--- Start Data for this task ---

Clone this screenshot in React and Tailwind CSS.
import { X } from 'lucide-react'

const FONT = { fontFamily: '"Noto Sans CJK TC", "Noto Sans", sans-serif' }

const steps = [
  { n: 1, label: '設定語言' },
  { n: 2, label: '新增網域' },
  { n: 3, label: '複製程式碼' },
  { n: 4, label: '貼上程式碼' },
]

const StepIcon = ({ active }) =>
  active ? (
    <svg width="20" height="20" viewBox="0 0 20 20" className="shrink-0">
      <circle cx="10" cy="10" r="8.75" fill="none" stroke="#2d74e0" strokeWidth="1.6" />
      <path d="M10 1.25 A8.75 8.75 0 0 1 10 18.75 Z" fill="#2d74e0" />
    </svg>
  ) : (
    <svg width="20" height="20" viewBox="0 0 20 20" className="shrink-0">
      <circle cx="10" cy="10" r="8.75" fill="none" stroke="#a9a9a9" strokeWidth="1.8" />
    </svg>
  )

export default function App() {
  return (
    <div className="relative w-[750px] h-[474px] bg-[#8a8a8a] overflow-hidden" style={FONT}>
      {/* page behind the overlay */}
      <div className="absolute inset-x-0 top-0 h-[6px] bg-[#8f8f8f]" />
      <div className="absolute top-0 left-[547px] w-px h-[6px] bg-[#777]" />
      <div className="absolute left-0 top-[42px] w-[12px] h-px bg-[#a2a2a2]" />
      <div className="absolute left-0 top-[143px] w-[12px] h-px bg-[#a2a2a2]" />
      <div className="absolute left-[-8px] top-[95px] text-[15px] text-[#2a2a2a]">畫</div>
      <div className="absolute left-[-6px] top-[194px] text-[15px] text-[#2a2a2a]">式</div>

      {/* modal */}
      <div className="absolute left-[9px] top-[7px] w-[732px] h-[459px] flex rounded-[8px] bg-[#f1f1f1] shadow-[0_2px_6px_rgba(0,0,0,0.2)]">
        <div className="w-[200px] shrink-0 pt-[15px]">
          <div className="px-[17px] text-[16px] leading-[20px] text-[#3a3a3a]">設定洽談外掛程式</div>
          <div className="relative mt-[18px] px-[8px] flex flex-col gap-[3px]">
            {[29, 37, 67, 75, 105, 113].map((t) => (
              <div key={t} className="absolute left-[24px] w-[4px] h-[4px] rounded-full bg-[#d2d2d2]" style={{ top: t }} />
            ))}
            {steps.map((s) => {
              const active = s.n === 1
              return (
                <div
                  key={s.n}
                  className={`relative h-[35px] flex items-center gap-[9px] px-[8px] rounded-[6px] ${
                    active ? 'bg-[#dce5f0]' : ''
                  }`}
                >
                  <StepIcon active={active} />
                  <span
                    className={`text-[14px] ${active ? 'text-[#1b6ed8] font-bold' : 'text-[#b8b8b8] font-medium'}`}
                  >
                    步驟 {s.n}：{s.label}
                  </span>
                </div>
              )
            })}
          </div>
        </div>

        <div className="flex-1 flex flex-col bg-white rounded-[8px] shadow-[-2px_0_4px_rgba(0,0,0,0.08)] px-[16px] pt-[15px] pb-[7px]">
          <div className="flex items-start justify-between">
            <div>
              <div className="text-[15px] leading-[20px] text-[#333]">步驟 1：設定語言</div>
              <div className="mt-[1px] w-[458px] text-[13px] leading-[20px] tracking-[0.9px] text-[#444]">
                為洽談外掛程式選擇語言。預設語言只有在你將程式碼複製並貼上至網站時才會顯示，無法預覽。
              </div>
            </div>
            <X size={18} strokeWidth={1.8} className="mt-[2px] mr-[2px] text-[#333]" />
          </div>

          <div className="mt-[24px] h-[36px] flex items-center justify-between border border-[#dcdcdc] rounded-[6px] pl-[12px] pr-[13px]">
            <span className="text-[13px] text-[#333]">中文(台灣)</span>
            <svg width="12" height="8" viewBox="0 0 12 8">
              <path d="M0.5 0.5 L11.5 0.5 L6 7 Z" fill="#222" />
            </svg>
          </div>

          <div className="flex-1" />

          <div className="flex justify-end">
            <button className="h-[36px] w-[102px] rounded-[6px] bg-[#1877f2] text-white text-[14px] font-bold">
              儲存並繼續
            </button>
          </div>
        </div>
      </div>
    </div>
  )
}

--- End Data for this task ---
--- Start Data for this task ---

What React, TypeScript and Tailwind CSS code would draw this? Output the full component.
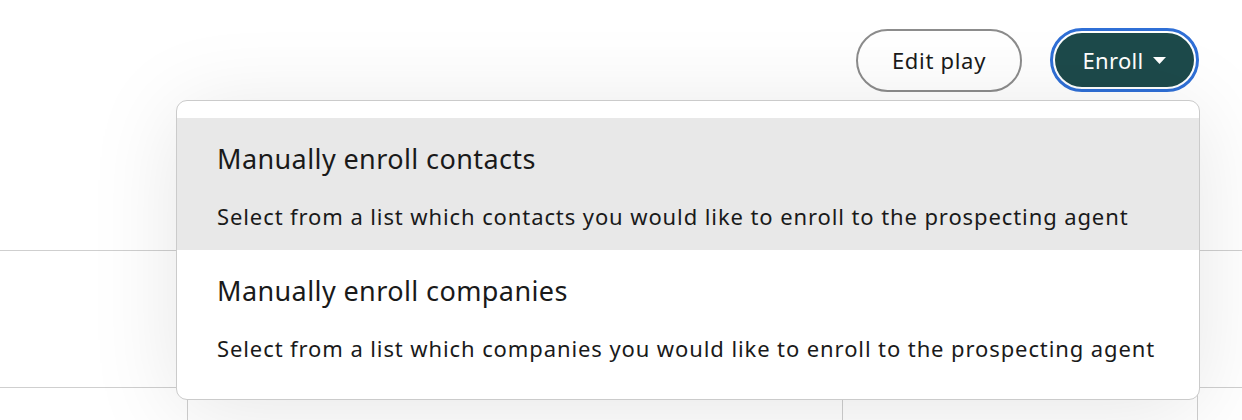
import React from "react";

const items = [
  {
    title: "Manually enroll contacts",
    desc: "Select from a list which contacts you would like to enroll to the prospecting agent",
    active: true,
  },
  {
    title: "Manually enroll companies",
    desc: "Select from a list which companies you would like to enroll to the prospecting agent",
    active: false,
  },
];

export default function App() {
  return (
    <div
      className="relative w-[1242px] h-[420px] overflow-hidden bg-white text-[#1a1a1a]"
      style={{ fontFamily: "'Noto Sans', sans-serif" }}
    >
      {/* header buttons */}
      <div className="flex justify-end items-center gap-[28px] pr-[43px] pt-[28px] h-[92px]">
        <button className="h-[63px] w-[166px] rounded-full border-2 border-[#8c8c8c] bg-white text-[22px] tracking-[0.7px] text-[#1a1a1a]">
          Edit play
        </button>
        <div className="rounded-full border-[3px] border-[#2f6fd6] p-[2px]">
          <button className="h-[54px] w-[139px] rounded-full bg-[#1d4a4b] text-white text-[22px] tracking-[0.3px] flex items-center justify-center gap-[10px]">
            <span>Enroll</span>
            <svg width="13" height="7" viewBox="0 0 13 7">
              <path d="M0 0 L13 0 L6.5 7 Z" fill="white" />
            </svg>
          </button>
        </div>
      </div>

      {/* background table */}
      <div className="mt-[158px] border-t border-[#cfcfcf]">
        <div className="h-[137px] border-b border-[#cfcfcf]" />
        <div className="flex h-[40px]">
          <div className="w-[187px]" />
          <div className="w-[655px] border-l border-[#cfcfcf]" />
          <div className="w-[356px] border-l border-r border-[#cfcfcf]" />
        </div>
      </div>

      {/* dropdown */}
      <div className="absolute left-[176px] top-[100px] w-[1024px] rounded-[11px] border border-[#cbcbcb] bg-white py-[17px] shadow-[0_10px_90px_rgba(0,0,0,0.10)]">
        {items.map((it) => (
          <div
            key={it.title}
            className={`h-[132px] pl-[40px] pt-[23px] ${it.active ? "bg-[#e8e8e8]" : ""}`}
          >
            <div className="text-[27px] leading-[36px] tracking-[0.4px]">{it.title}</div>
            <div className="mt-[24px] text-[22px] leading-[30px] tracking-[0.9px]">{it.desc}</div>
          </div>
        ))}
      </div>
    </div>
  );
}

--- End Data for this task ---

◆ **Stated task**
From the entries above, extract only the lines running from the one containing "Clone this screenshot" through the one containing "left-[-6px] top-[194px] text-[15px]", inclusive.

◆ **Result for this exercise**
Clone this screenshot in React and Tailwind CSS.
import { X } from 'lucide-react'

const FONT = { fontFamily: '"Noto Sans CJK TC", "Noto Sans", sans-serif' }

const steps = [
  { n: 1, label: '設定語言' },
  { n: 2, label: '新增網域' },
  { n: 3, label: '複製程式碼' },
  { n: 4, label: '貼上程式碼' },
]

const StepIcon = ({ active }) =>
  active ? (
    <svg width="20" height="20" viewBox="0 0 20 20" className="shrink-0">
      <circle cx="10" cy="10" r="8.75" fill="none" stroke="#2d74e0" strokeWidth="1.6" />
      <path d="M10 1.25 A8.75 8.75 0 0 1 10 18.75 Z" fill="#2d74e0" />
    </svg>
  ) : (
    <svg width="20" height="20" viewBox="0 0 20 20" className="shrink-0">
      <circle cx="10" cy="10" r="8.75" fill="none" stroke="#a9a9a9" strokeWidth="1.8" />
    </svg>
  )

export default function App() {
  return (
    <div className="relative w-[750px] h-[474px] bg-[#8a8a8a] overflow-hidden" style={FONT}>
      {/* page behind the overlay */}
      <div className="absolute inset-x-0 top-0 h-[6px] bg-[#8f8f8f]" />
      <div className="absolute top-0 left-[547px] w-px h-[6px] bg-[#777]" />
      <div className="absolute left-0 top-[42px] w-[12px] h-px bg-[#a2a2a2]" />
      <div className="absolute left-0 top-[143px] w-[12px] h-px bg-[#a2a2a2]" />
      <div className="absolute left-[-8px] top-[95px] text-[15px] text-[#2a2a2a]">畫</div>
      <div className="absolute left-[-6px] top-[194px] text-[15px] text-[#2a2a2a]">式</div>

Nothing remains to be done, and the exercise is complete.